View Full Version : GIS for Fantasy - Overkill?

03-01-2009, 03:10 AM
There are a number of free GIS systems out there. Never one to stop until I've gone too far I'm considering a GIS for my game world.

Still some elements make me think twice.

1) GIS systems help organize a LOT of data, much of it mechanically collected and the vast majority collected by other people. Will a fantasy world generate enough data to make a GIS useful.

eg. It might be fun to map out a town or two precisely but would you want to be responsible for mapping out all your towns?

2) If you could accurately map the devastation from a fire or magical calamity would anyone care?

What do people think. Would anyone go as far as a GIS for their fantasy world?

Have they?


03-01-2009, 05:43 AM
As a professional GIS user, I would recommend against it. Digitising all your coastlines, political boundaries and other geographic considerations is a LOT of work if you want it to look good.

If on the other hand you have all that data already in vector format then go right ahead.

03-02-2009, 03:13 AM
I have considered it. The reason why I never tried is twofold; one is the reason you stated - it would be too much data to generate - and the other is that I simply don't know about the different types of software, what would be useful, etc etc. I could of course figure this out, but I never felt like spending the time on it.

In the end I guess what I do wish I had was some sort of normal vector drawing software that catered to map-makers. Say, inkscape, but with extra options that let me paint on a sphere, or change map projections on a whim, support different levels of detail etc.

If we could then couple this with some basic simulation capabilities la Sim Earth, we'd have a winner.

03-02-2009, 06:18 PM
IF you are looking for software then this is a good place to start.

06-25-2011, 02:58 PM
I realize this is an old thread, but I came across it whilst doing some research.

I am interested in using GIS to build a fantasy world as well. The reason, honestly, is because I want learn GIS for professional reasons, and I know that I'll have more fun with the learning process if I can use my [over-active] imagination.

Is it possible to start small, perhaps with a map of an island, and expand outward from there. How much base data does GIS need?
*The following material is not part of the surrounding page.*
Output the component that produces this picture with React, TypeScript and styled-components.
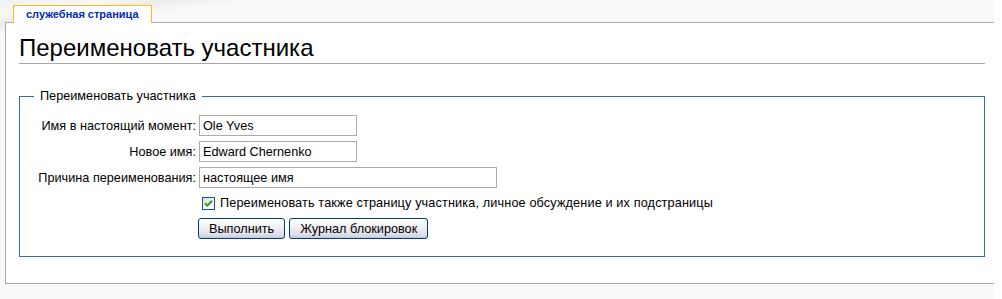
import * as React from "react";
import styled, { createGlobalStyle } from "styled-components";

const GlobalStyle = createGlobalStyle`
  html, body {
    margin: 0;
    padding: 0;
    background: #ffffff;
  }
  body {
    font-family: "Liberation Sans", Arial, sans-serif;
    font-size: 12.7px;
    color: #000;
  }
`;

const SPage = styled.div`
  width: 994px;
  min-height: 299px;
  padding-top: 5px;
  box-sizing: border-box;
  background:
    linear-gradient(172deg, #f1f1f1 0%, #f7f7f7 6%, #ececec 9%, #f9f9f9 14%) no-repeat,
    #f9f9f9;
  background-size: 100% 120px, auto;
`;

const STabs = styled.div`
  display: flex;
  padding-left: 13px;
  position: relative;
  z-index: 2;
  margin-bottom: -1px;
`;

const STab = styled.div`
  height: 18px;
  padding: 0 12px;
  box-sizing: border-box;
  border: 1px solid #fabd23;
  border-bottom: none;
  background: #fff;
  color: #002bb8;
  font-weight: bold;
  font-size: 11px;
  line-height: 17px;
`;

const SContent = styled.div`
  margin-left: 5px;
  border: 1px solid #aaa;
  border-right: none;
  background: #fff;
  padding: 0 9px 26px 13px;
`;

const SHeading = styled.h1`
  margin: 10px 0 0;
  padding-bottom: 1px;
  border-bottom: 1px solid #aaa;
  font-size: 24px;
  font-weight: normal;
  line-height: 29px;
`;

const SFieldset = styled.fieldset`
  margin: 25px 0 0;
  border: 1px solid #2f6fab;
  padding: 11px 0 17px 14px;
`;

const SLegend = styled.legend`
  padding: 0 6px;
  line-height: 15px;
`;

const SForm = styled.div`
  display: grid;
  grid-template-columns: 162px 1fr;
  column-gap: 3px;
  row-gap: 5px;
  align-items: center;
`;

const SLabel = styled.label`
  text-align: right;
  white-space: nowrap;
`;

const SInput = styled.input<{ $w: number }>`
  width: ${(p) => p.$w}px;
  height: 21px;
  box-sizing: border-box;
  border: 1px solid #a5acb2;
  padding: 0 3px;
  margin: 0;
  font-family: "Liberation Sans", Arial, sans-serif;
  font-size: 12.7px;
  color: #000;
  background: #fff;
  outline: none;
`;

const SCheckRow = styled.label`
  grid-column: 2;
  display: flex;
  align-items: center;
  height: 20px;
  gap: 5px;
  padding-left: 3px;
  letter-spacing: 0.13px;
`;

const SBox = styled.span`
  width: 13px;
  height: 13px;
  box-sizing: border-box;
  border: 1px solid #1c5180;
  background: linear-gradient(135deg, #dcdcd7 0%, #ffffff 80%);
  display: flex;
  align-items: center;
  justify-content: center;
`;

const SButtons = styled.div`
  grid-column: 2;
  display: flex;
  gap: 4px;
  margin-left: -1px;
`;

const SButton = styled.button`
  height: 21px;
  padding: 0 10px;
  border: 1px solid #003c74;
  border-radius: 3px;
  background: linear-gradient(180deg, #ffffff 0%, #f0f0f4 45%, #dcdbe8 85%, #c8c6dc 100%);
  font-family: "Liberation Sans", Arial, sans-serif;
  font-size: 12.7px;
  color: #000;
  cursor: pointer;
`;

const Check: React.FC = () => (
  <svg width="9" height="9" viewBox="0 0 9 9">
    <path d="M1 4.2 L3.4 6.6 L8 1.8" fill="none" stroke="#21a121" strokeWidth="2" />
  </svg>
);

export default function App() {
  return (
    <>
      <GlobalStyle />
      <SPage>
        <STabs>
          <STab>служебная страница</STab>
        </STabs>
        <SContent>
          <SHeading>Переименовать участника</SHeading>
          <SFieldset>
            <SLegend>Переименовать участника</SLegend>
            <SForm>
              <SLabel htmlFor="oldusername">Имя в настоящий момент:</SLabel>
              <div>
                <SInput id="oldusername" $w={158} defaultValue="Ole Yves" />
              </div>
              <SLabel htmlFor="newusername">Новое имя:</SLabel>
              <div>
                <SInput id="newusername" $w={158} defaultValue="Edward Chernenko" />
              </div>
              <SLabel htmlFor="reason">Причина переименования:</SLabel>
              <div>
                <SInput id="reason" $w={298} defaultValue="настоящее имя" />
              </div>
              <SCheckRow>
                <SBox>
                  <Check />
                </SBox>
                Переименовать также страницу участника, личное обсуждение и их подстраницы
              </SCheckRow>
              <SButtons>
                <SButton type="button">Выполнить</SButton>
                <SButton type="button">Журнал блокировок</SButton>
              </SButtons>
            </SForm>
          </SFieldset>
        </SContent>
      </SPage>
    </>
  );
}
Can't I just create the island and fill it with various data?

06-25-2011, 07:08 PM
GIS is quite capable of working with limited extents. In fact it's far more common than global datasets. Most people using it are only interested in a particular region: a municipality, a country, an island, a set of woodlots, etc.

07-14-2011, 05:17 PM
Well, I'm experimenting with GIS for creative mapping. There's the steep learning curve, and I highlighted some other negatives in the mapping software thread:
It's perhaps not the best-suited software, since it tends to be oriented towards working with real-world data than creating stuff from scratch, and it's not geared towards "artistic" maps.

But I think there are some positives. Stylistically, if you want your maps to look like real maps (which is what I usually aim for), there should be no problems.

Regarding what gorkamorka mentioned a couple of years ago; you can usually exchange vector data between GIS software and Inkscape (though you may need to scale and georeference). I've used this to employ Inkscape's fractalize tool to add detail to coastlines. Raster can be edited in other software - except that rasters in GIS tend to have more than 8 bits per band per pixel, which most image editing software isn't designed to cope with.

GIS is excellent for dealing with stuff at multiple scales. You can do a continent, and then you could do a zoomed in region, and everything will match up with your small-scale map. Do beware of putting too much detail; whole continents with 100m coastline resolution and shapefiles of tens of thousands of villages can bog your PC down quite horribly. If you're mapping a planet, projection handling capabilities are useful (though you don't need a full GIS for that.)

Since GIS software is oriented towards serious real-world analysis, any models - for example river flows, erosion, whatever - will likely be based on real science. Probably not a concern for most, but I for one am not content to simply draw stuff; I want to have some sort of scientific underpinning. Of course one has to be aware of limitations in the models; will a river model reproduce meandering correctly, for example?

There are some great tools for working with DEMs and other rasters. Something I'm particularly interested in trying is to draw a general outline of some topography, and then combine that with randomly-generated detail. The result should be a map with the kind of detail stuff like Fractal Terrains can give, while giving the artist control over the "big picture".

Another unproven possibility might be easing collaboration. I'm thinking a group could work on a project, exchanging shapefiles and rasters, and it's pretty easy for one person to bring in the stuff another person's sent them.